What you will do —
Without the images, write out the whole listing exactly.

^^^^^^^^

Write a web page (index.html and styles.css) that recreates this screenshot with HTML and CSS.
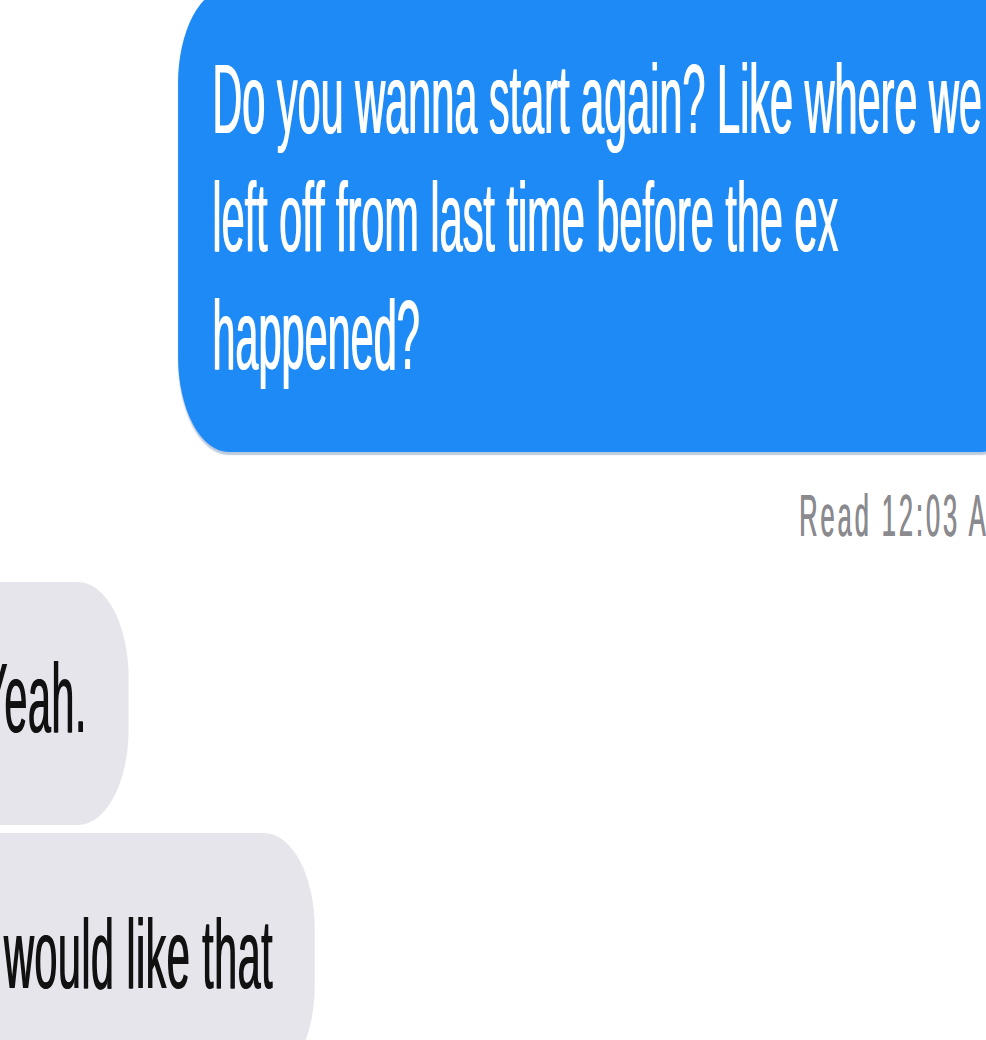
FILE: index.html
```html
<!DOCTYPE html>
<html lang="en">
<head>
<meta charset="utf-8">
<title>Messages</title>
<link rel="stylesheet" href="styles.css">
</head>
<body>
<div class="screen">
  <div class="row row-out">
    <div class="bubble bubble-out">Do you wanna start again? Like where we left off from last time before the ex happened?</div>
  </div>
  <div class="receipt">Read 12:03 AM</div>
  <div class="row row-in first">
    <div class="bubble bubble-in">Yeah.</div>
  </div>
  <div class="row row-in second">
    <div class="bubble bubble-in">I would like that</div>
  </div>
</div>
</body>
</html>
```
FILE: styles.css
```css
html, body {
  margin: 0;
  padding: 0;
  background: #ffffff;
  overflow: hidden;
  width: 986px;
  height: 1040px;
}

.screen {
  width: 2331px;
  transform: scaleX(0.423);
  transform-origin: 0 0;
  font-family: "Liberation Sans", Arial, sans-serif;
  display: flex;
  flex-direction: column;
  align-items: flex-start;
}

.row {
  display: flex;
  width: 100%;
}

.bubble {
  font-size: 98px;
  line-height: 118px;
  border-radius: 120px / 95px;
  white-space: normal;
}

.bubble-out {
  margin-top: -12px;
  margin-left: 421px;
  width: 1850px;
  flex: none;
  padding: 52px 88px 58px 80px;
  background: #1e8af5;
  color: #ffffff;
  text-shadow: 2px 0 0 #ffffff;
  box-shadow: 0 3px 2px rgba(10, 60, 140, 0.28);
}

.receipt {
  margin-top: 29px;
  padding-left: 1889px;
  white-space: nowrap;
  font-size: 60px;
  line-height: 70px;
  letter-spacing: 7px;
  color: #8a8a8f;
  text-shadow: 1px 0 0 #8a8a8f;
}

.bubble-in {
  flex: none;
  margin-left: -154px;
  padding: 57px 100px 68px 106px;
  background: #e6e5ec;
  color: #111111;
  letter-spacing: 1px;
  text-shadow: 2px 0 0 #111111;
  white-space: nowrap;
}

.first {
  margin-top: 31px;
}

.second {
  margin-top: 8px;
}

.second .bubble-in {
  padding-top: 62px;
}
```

^^^^^^^^

Solution for this task —
Write a web page (index.html and styles.css) that recreates this screenshot with HTML and CSS.
FILE: index.html
```html
<!DOCTYPE html>
<html lang="en">
<head>
<meta charset="utf-8">
<title>Messages</title>
<link rel="stylesheet" href="styles.css">
</head>
<body>
<div class="screen">
  <div class="row row-out">
    <div class="bubble bubble-out">Do you wanna start again? Like where we left off from last time before the ex happened?</div>
  </div>
  <div class="receipt">Read 12:03 AM</div>
  <div class="row row-in first">
    <div class="bubble bubble-in">Yeah.</div>
  </div>
  <div class="row row-in second">
    <div class="bubble bubble-in">I would like that</div>
  </div>
</div>
</body>
</html>
```
FILE: styles.css
```css
html, body {
  margin: 0;
  padding: 0;
  background: #ffffff;
  overflow: hidden;
  width: 986px;
  height: 1040px;
}

.screen {
  width: 2331px;
  transform: scaleX(0.423);
  transform-origin: 0 0;
  font-family: "Liberation Sans", Arial, sans-serif;
  display: flex;
  flex-direction: column;
  align-items: flex-start;
}

.row {
  display: flex;
  width: 100%;
}

.bubble {
  font-size: 98px;
  line-height: 118px;
  border-radius: 120px / 95px;
  white-space: normal;
}

.bubble-out {
  margin-top: -12px;
  margin-left: 421px;
  width: 1850px;
  flex: none;
  padding: 52px 88px 58px 80px;
  background: #1e8af5;
  color: #ffffff;
  text-shadow: 2px 0 0 #ffffff;
  box-shadow: 0 3px 2px rgba(10, 60, 140, 0.28);
}

.receipt {
  margin-top: 29px;
  padding-left: 1889px;
  white-space: nowrap;
  font-size: 60px;
  line-height: 70px;
  letter-spacing: 7px;
  color: #8a8a8f;
  text-shadow: 1px 0 0 #8a8a8f;
}

.bubble-in {
  flex: none;
  margin-left: -154px;
  padding: 57px 100px 68px 106px;
  background: #e6e5ec;
  color: #111111;
  letter-spacing: 1px;
  text-shadow: 2px 0 0 #111111;
  white-space: nowrap;
}

.first {
  margin-top: 31px;
}

.second {
  margin-top: 8px;
}

.second .bubble-in {
  padding-top: 62px;
}
```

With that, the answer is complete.